## start Data extract
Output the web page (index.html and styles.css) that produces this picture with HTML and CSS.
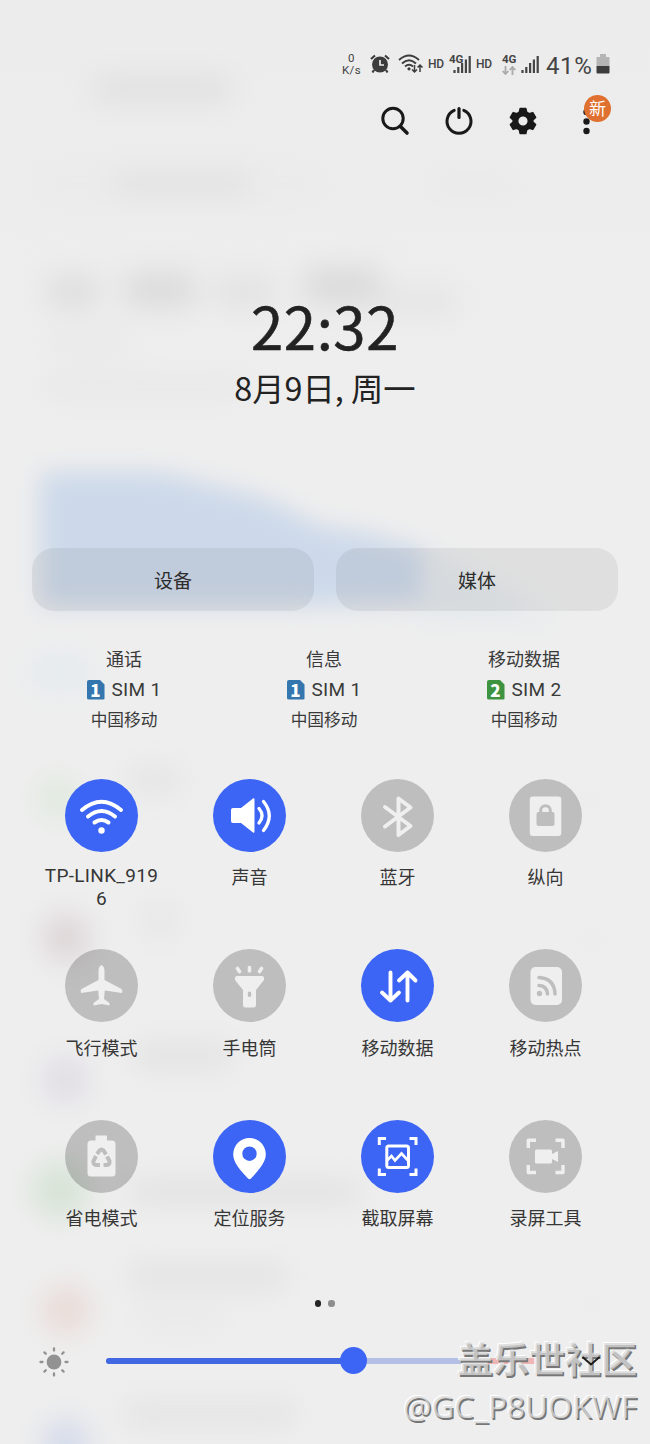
FILE: index.html
```
<!DOCTYPE html>
<html lang="zh-CN">
<head>
<meta charset="utf-8">
<title>快捷设置</title>
<link rel="stylesheet" href="styles.css">
</head>
<body>
<main class="panel">
  <svg class="backdrop" viewBox="0 0 650 1444" aria-hidden="true">
    <defs>
      <filter id="b1" x="-60%" y="-150%" width="220%" height="400%"><feGaussianBlur stdDeviation="14"/></filter>
      <filter id="b2" x="-50%" y="-50%" width="200%" height="200%"><feGaussianBlur stdDeviation="12"/></filter>
    </defs>
    <path filter="url(#b2)" fill="#cdd9ea" d="M40 472H160L265 498L320 526L370 534L425 550L437 602L300 606H40Z"/>
    <g filter="url(#b1)">
      <path d="M430 550L560 620H420Z" fill="#e4e9ed"/>
      <rect x="95" y="76" width="135" height="26" fill="#e0e0e0"/>
      <rect x="35" y="165" width="290" height="40" fill="#ebebeb"/>
      <rect x="115" y="172" width="135" height="24" fill="#e2e2e2"/>
      <rect x="430" y="175" width="85" height="20" fill="#e9e9e9"/>
      <rect x="48" y="276" width="50" height="32" fill="#dedede"/>
      <rect x="125" y="272" width="70" height="36" fill="#dcdcdc"/>
      <rect x="215" y="275" width="60" height="34" fill="#e3e3e3"/>
      <rect x="305" y="268" width="75" height="36" fill="#dadada"/>
      <rect x="380" y="290" width="75" height="24" fill="#e4e4e4"/>
      <rect x="50" y="330" width="80" height="24" fill="#e9e9e9"/>
      <rect x="45" y="375" width="200" height="24" fill="#e8e8e8"/>
      <rect x="30" y="655" width="60" height="35" fill="#e5ebef"/>
      <circle cx="58" cy="798" r="22" fill="#e0eade"/>
      <circle cx="66" cy="938" r="24" fill="#ddd5d7"/>
      <circle cx="65" cy="1080" r="24" fill="#e1dde5"/>
      <circle cx="60" cy="1190" r="30" fill="#d8e4d8"/>
      <circle cx="66" cy="1310" r="25" fill="#e9dbd7"/>
      <circle cx="66" cy="1444" r="25" fill="#d5dbeb"/>
      <rect x="130" y="765" width="50" height="30" fill="#e5e5e5"/>
      <rect x="140" y="903" width="40" height="36" fill="#e8e8e8"/>
      <rect x="135" y="1043" width="95" height="26" fill="#e2e2e2"/>
      <rect x="130" y="1180" width="230" height="24" fill="#e2e2e2"/>
      <rect x="130" y="1263" width="155" height="27" fill="#e3e3e3"/>
      <rect x="135" y="1310" width="90" height="20" fill="#e9e9e9"/>
      <rect x="125" y="1402" width="170" height="24" fill="#e3e3e3"/>
      <circle cx="592" cy="800" r="10" fill="#e9e9e9"/>
      <circle cx="592" cy="940" r="10" fill="#e9e9e9"/>
      <circle cx="592" cy="1305" r="10" fill="#e9e9e9"/>
    </g>
  </svg>

  <header class="status">
    <div class="speed"><span>0</span><span>K/s</span></div>
    <svg class="st-alarm" viewBox="0 0 20 20"><circle cx="10" cy="10.500" r="8" fill="#3c3c3c"/><path d="M10 6V11H14" fill="none" stroke="#ececec" stroke-width="1.700"/><path d="M1 5L5 1.500M19 5L15 1.500M4 16L2.500 18.500M16 16L17.500 18.500" stroke="#3c3c3c" stroke-width="2.200"/></svg>
    <svg class="st-wifi" viewBox="0 0 26 20"><g fill="none" stroke="#3c3c3c" stroke-width="1.900"><path d="M1 6Q11 -3 21 6"/><path d="M4 9.500Q11 3 18 9.500"/><path d="M7 12.500Q11 9 15 12.500"/></g><circle cx="11" cy="14.800" r="1.600" fill="#3c3c3c"/><path d="M16.500 11V18M14 15.500L16.500 18L19 15.500M22 18V11M19.500 13.500L22 11L24.500 13.500" fill="none" stroke="#3c3c3c" stroke-width="1.500"/></svg>
    <span class="hd hd-a">HD</span>
    <div class="net net-a"><span class="gen">4G</span><svg class="bars" viewBox="0 0 18 18"><path d="M1.500 15V18M5.300 12V18M9.100 8V18M12.900 4.500V18M16.700 1V18" stroke="#444" stroke-width="2.200"/></svg></div>
    <span class="hd hd-b">HD</span>
    <div class="net net-b"><span class="gen">4G</span><svg class="updown" viewBox="0 0 14 9"><path d="M3.500 0V7.500M.7 5L3.500 8L6.300 5M10.500 9V1.500M7.700 4L10.500 1L13.300 4" fill="none" stroke="#aaa" stroke-width="1.800"/></svg></div>
    <svg class="bars bars-b" viewBox="0 0 18 18"><path d="M1.500 15V18M5.300 12V18M9.100 8V18M12.900 4.500V18M16.700 1V18" stroke="#444" stroke-width="2.200"/></svg>
    <span class="pct">41%</span>
    <svg class="batt" viewBox="0 0 14 20"><path d="M4 0H10V3H13Q13.500 3 13.500 4V12H.5V4Q.5 3 1 3H4Z" fill="#b5b5b5"/><path d="M.5 12H13.500V18.500Q13.500 19.500 12.500 19.500H1.500Q.5 19.500 .5 18.500Z" fill="#3d3d3d"/></svg>
  </header>

  <nav class="actions">
    <svg viewBox="0 0 30 30"><circle cx="13" cy="12.500" r="10.200" fill="none" stroke="#191919" stroke-width="3"/><path d="M20.500 20.500L27 27" stroke="#191919" stroke-width="3.600" stroke-linecap="round"/></svg>
    <svg viewBox="0 0 30 30"><path d="M10.200 4.300A12 12 0 1 0 19.800 4.300" fill="none" stroke="#191919" stroke-width="3" stroke-linecap="round"/><path d="M15 2.500V11.500" stroke="#191919" stroke-width="3.200" stroke-linecap="round"/></svg>
    <svg viewBox="0 0 30 30"><path fill="#191919" fill-rule="evenodd" stroke="#191919" stroke-width="1.500" stroke-linejoin="round" d="M12.200 2.500H17.800L18.700 6.200L21.200 7.600L24.800 6.600L27.600 11.400L24.900 14V16L27.600 18.600L24.800 23.400L21.200 22.400L18.700 23.800L17.800 27.500H12.200L11.300 23.800L8.800 22.400L5.200 23.400L2.400 18.600L5.100 16V14L2.400 11.400L5.200 6.600L8.800 7.600L11.300 6.200ZM15 9.700A5.300 5.300 0 1 0 15 20.300A5.300 5.300 0 1 0 15 9.700Z"/></svg>
    <div class="more">
      <svg viewBox="0 0 30 30"><g fill="#191919"><circle cx="14.500" cy="6" r="3.200"/><circle cx="14.500" cy="15.500" r="3.200"/><circle cx="14.500" cy="25" r="3.200"/></g></svg>
      <span class="badge">新</span>
    </div>
  </nav>

  <section class="clock">
    <div class="time">22:32</div>
    <div class="date">8月9日, 周一</div>
  </section>

  <div class="pills"><button class="pill">设备</button><button class="pill">媒体</button></div>

  <section class="sims">
    <div class="sim"><span class="sim-use">通话</span><span class="sim-name"><i class="chip blue">1</i>SIM 1</span><span class="sim-op">中国移动</span></div>
    <div class="sim"><span class="sim-use">信息</span><span class="sim-name"><i class="chip blue">1</i>SIM 1</span><span class="sim-op">中国移动</span></div>
    <div class="sim"><span class="sim-use">移动数据</span><span class="sim-name"><i class="chip green">2</i>SIM 2</span><span class="sim-op">中国移动</span></div>
  </section>

  <section class="tiles">
    <div class="tile on"><svg viewBox="0 0 73 73"><g fill="none" stroke="#fff" stroke-width="4" stroke-linecap="round"><path d="M17 31Q36.500 14.500 56 31"/><path d="M23 37.500Q36.500 26.500 50 37.500"/><path d="M29.500 43.500Q36.500 38.500 43.500 43.500"/></g><circle cx="36.500" cy="51.500" r="3.200" fill="#fff"/></svg><span class="latin">TP-LINK_919<br>6</span></div>
    <div class="tile on"><svg viewBox="0 0 73 73"><path d="M20 29H28L40 19.500Q41.500 18.500 41.500 20.500V52.500Q41.500 54.500 40 53.500L28 44H20Q18 44 18 42V31Q18 29 20 29Z" fill="#fff"/><g fill="none" stroke="#fff" stroke-width="3.300" stroke-linecap="round"><path d="M46 29.500Q52 36.500 46 44"/><path d="M50.500 22.500Q62 36.500 50.500 51.500"/></g></svg><span>声音</span></div>
    <div class="tile"><svg viewBox="0 0 73 73"><path d="M24 28L49.500 47L37.500 56V19.500L49.500 28.500L24 47.500" fill="none" stroke="#efefef" stroke-width="4" stroke-linecap="round" stroke-linejoin="round"/></svg><span>蓝牙</span></div>
    <div class="tile"><svg viewBox="0 0 73 73"><rect x="20.800" y="17.500" width="31.500" height="39.500" rx="3" fill="#efefef"/><rect x="27.500" y="33" width="18" height="14" rx="2" fill="#bebebe"/><path d="M31.700 34V31.500A4.800 4.800 0 0 1 41.300 31.500V34" fill="none" stroke="#bebebe" stroke-width="3"/></svg><span>纵向</span></div>
    <div class="tile"><svg viewBox="0 0 73 73"><path fill="#efefef" d="M36.500 16Q39.500 17.500 39.500 22V31L56.500 40Q58 41 57 44L39.800 41.500L39 50L44.500 54V56.500L36.500 55L28.500 56.500V54L34 50L33.200 41.500L16 44Q15 41 16.500 40L33.500 31V22Q33.500 17.500 36.500 16Z"/></svg><span>飞行模式</span></div>
    <div class="tile"><svg viewBox="0 0 73 73"><path fill="#efefef" fill-rule="evenodd" d="M24 27H49Q51 27 51 29V31L43 41V56Q43 58.500 40.500 58.500H32.500Q30 58.500 30 56V41L22 31V29Q22 27 24 27ZM36.500 42.500Q34.800 42.500 34.800 44.500V46Q34.800 48 36.500 48Q38.200 48 38.200 46V44.500Q38.200 42.500 36.500 42.500Z"/><path d="M24.500 19.500L26.500 22.500M36.500 18.500V22M48.500 19.500L46.500 22.500" stroke="#efefef" stroke-width="3.600" stroke-linecap="round"/></svg><span>手电筒</span></div>
    <div class="tile on"><svg viewBox="0 0 73 73"><path d="M29.500 23.500V51.500M21 43.500L29.500 51.500L38 43.500M46.500 51.500V23.500M38 31.500L46.500 23.500L54.500 31.500" fill="none" stroke="#fff" stroke-width="3.900" stroke-linecap="round" stroke-linejoin="round"/></svg><span>移动数据</span></div>
    <div class="tile"><svg viewBox="0 0 73 73"><rect x="21.500" y="18" width="31.500" height="38" rx="5" fill="#efefef"/><g fill="none" stroke="#bebebe" stroke-width="3.500" stroke-linecap="round"><path d="M30 28.500Q45.500 29.500 46 45"/><path d="M30 36.500Q38 37 38.500 45"/></g><circle cx="30.500" cy="44.500" r="2.700" fill="#bebebe"/></svg><span>移动热点</span></div>
    <div class="tile"><svg viewBox="0 0 73 73"><path fill="#efefef" d="M30.500 15.500H42V20.500H47Q50.500 20.500 50.500 24V53Q50.500 56.500 47 56.500H26Q22.500 56.500 22.500 53V24Q22.500 20.500 26 20.500H30.500Z"/><g fill="none" stroke="#bebebe" stroke-width="4"><path d="M32 34L34.500 30.500Q36.500 28.500 38.500 30.500L41 34.500"/><path d="M42 36.500L44.500 41Q45 44.500 42 45H38.500"/><path d="M35 45H31Q27.500 44 28.500 41L31 36"/></g></svg><span>省电模式</span></div>
    <div class="tile on"><svg viewBox="0 0 73 73"><path fill="#fff" fill-rule="evenodd" d="M36.500 18A16.300 16.300 0 0 1 52.800 34.500C52.800 42 46 50 38 58.500Q36.500 60 35 58.500C27 50 20.200 42 20.200 34.500A16.300 16.300 0 0 1 36.500 18ZM36.500 26.500A7.200 7.200 0 1 0 36.500 40.900A7.200 7.200 0 1 0 36.500 26.500Z"/></svg><span>定位服务</span></div>
    <div class="tile on"><svg viewBox="0 0 73 73"><g fill="none" stroke="#fff" stroke-width="3"><path d="M18.300 25V18.500H25M48.500 18.500H55V25M55 48.500V54.500H48.500M25 54.500H18.300V48.500"/><rect x="25.800" y="26" width="21.700" height="21.500" rx="2"/><path d="M26 40.500L30.500 36L34 40.500L40.500 33.500L47 40.500" stroke-width="2.600"/></g></svg><span>截取屏幕</span></div>
    <div class="tile"><svg viewBox="0 0 73 73"><path d="M19.300 28V20.300H27M46.500 20.300H54V28M54 45V52.500H46.500M27 52.500H19.300V45" fill="none" stroke="#efefef" stroke-width="3.400" stroke-linejoin="round"/><path d="M27.500 29.500H41.500Q43 29.500 43 31V34L49 31V42L43 39V42Q43 43.500 41.500 43.500H27.500Q26 43.500 26 42V31Q26 29.500 27.500 29.500Z" fill="#efefef"/></svg><span>录屏工具</span></div>
  </section>

  <div class="dots"><i class="dot active"></i><i class="dot"></i></div>

  <div class="brightness">
    <svg class="sun" viewBox="0 0 30 30"><circle cx="15" cy="15" r="7.400" fill="#929292"/><path d="M15 1.500V3.500M15 26.500V28.500M1.500 15H3.500M26.500 15H28.500M5.400 5.400L6.800 6.800M23.200 23.200L24.600 24.600M5.400 24.600L6.800 23.200M23.200 6.800L24.600 5.400" stroke="#929292" stroke-width="2.300" stroke-linecap="round"/></svg>
    <div class="track"><div class="fill"></div><div class="knob"></div></div>
  </div>

  <div class="watermark"><span class="wm-name">盖乐世社区</span><span class="wm-user">@GC_P8UOKWF</span></div>
  <svg class="chevron" viewBox="0 0 20 14"><path d="M1.500 2L10 9.500L18.500 2" fill="none" stroke="#1c1c1c" stroke-width="2"/></svg>
</main>
</body>
</html>
```
FILE: styles.css
```
* { box-sizing: border-box; }
body { margin: 0; background: #eee; }
svg { display: block; flex: none; }
.panel {
  position: relative;
  width: 650px;
  height: 1444px;
  overflow: hidden;
  display: flex;
  flex-direction: column;
  background: linear-gradient(#ececec, #eee 30%, #eee);
  color: #252525;
  font-family: "Noto Sans CJK SC", "Noto Sans", sans-serif;
}
.backdrop { position: absolute; inset: 0; width: 650px; height: 1444px; }
.status, .actions, .clock, .pills, .sims, .tiles, .dots, .brightness { position: relative; flex: none; }

.status {
  display: flex;
  align-items: flex-start;
  height: 80px;
  padding: 53px 0 0 340px;
  font-family: Roboto, sans-serif;
  color: #444;
}
.speed { width: 23px; display: flex; flex-direction: column; align-items: center; font-size: 11.5px; line-height: 12px; margin-top: -1px; letter-spacing: .3px; }
.speed span { height: 12px; overflow: hidden; }
.st-alarm { width: 20px; height: 20px; margin: 1px 0 0 7px; }
.st-wifi { width: 26px; height: 20px; margin: 1px 0 0 8px; }
.hd { font-size: 12px; line-height: 12px; font-weight: 500; width: 17px; margin-top: 5px; white-space: nowrap; letter-spacing: -.2px; }
.hd-a { margin-left: 4px; }
.hd-b { margin-left: 5px; }
.net { position: relative; height: 24px; }
.net-a { width: 22px; margin-left: 4px; }
.net-b { width: 16px; margin-left: 9px; }
.gen { display: block; font-size: 11.5px; line-height: 13px; font-weight: 700; }
.bars { width: 18px; height: 18px; }
.net-a .bars { position: absolute; left: 4px; top: 2px; }
.updown { width: 14px; height: 9px; }
.bars-b { margin: 2px 0 0 3px; }
.pct { font-size: 24px; line-height: 26px; width: 50px; margin-left: 7px; letter-spacing: .6px; }
.batt { width: 14px; height: 20px; margin: 1px 0 0 0; }

.actions { display: flex; gap: 34px; padding-left: 380px; height: 80px; padding-top: 25.500px; }
.actions svg { width: 30px; height: 30px; }
.more { position: relative; }
.badge {
  position: absolute; left: 12px; top: -10.500px;
  width: 27px; height: 27px; border-radius: 50%;
  background: #e0702f; color: #fff;
  font-size: 17px; line-height: 26px; text-align: center;
}

.clock { height: 388px; padding-top: 125px; text-align: center; color: #222; }
.time { font-size: 58px; line-height: 80px; letter-spacing: .6px; -webkit-text-stroke: .6px #222; }
.date { font-size: 32.300px; line-height: 45px; }

.pills { display: flex; gap: 22px; padding: 0 32px; height: 63px; }
.pill {
  flex: 1; border: 0; border-radius: 22px; padding: 0 0 1px;
  background: rgba(0, 0, 0, .063);
  font-family: inherit; font-size: 19px; color: #2d2d2d;
}

.sims { display: flex; padding: 33px 25px 0 24px; height: 168px; }
.sim { width: 200px; display: flex; flex-direction: column; align-items: center; color: #3a3a3a; }
.sim-use { font-size: 18px; line-height: 28px; }
.sim-name { display: flex; align-items: center; height: 35px; gap: 7px; font-family: Roboto, sans-serif; font-size: 19px; letter-spacing: .3px; white-space: pre; }
.sim-op { font-size: 16.700px; line-height: 24px; }
.chip {
  width: 18px; height: 20px; border-radius: 2px;
  clip-path: polygon(0 0, 72% 0, 100% 25%, 100% 100%, 0 100%);
  color: #fff; font: 900 17px/20px "Noto Sans CJK SC", sans-serif; text-align: center;
}
.blue { background: #3377ae; }
.green { background: #3e9341; }

.tiles { display: grid; grid-template-columns: repeat(4, 148px); grid-auto-rows: 170.300px; height: 511px; padding-left: 27.500px; }
.tile { display: flex; flex-direction: column; align-items: center; font-size: 18px; line-height: 24px; text-align: center; color: #363636; }
.tile svg { width: 73px; height: 73px; border-radius: 50%; background: rgba(0, 0, 0, .2); margin-bottom: 12.400px; }
.tile.on svg { background: #3d65f5; }
.latin { font-family: Roboto, sans-serif; font-size: 19px; line-height: 23px; letter-spacing: .3px; }

.dots { display: flex; gap: 7px; height: 41px; padding: 10px 0 0 314.500px; }
.dot { width: 6.500px; height: 6.500px; border-radius: 50%; background: #8d8d8d; }
.dot.active { background: #252525; }

.brightness { display: flex; align-items: center; height: 59px; padding-left: 39px; }
.sun { width: 30px; height: 30px; margin-top: 2px; }
.track { position: relative; width: 434px; height: 6px; margin-left: 37px; border-radius: 3px; background: linear-gradient(90deg, #b4bfe6 0 378px, #efb5b3 378px); }
.fill { width: 248px; height: 6px; border-radius: 3px; background: #4167e2; }
.knob { position: absolute; left: 234px; top: -10.500px; width: 27px; height: 27px; border-radius: 50%; background: #3d65f5; }
.chevron { position: absolute; left: 581px; top: 1355px; width: 20px; height: 14px; }

.watermark {
  position: absolute; right: 13px; bottom: 17px;
  display: flex; flex-direction: column; align-items: flex-end;
  color: rgba(216, 216, 216, .8);
  text-shadow: 1.500px 1.500px 0 #777, -1px -1px 0 #fff;
}
.wm-name { font-size: 36px; line-height: 50px; font-weight: 700; position: relative; top: -3px; }
.wm-user { font: 31.500px/42px "Open Sans", sans-serif; }
```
## end Data extract
** Work to do **
State how many lines of the listing above hold the word "styles", with nothing but the number.

** Worked solution **
3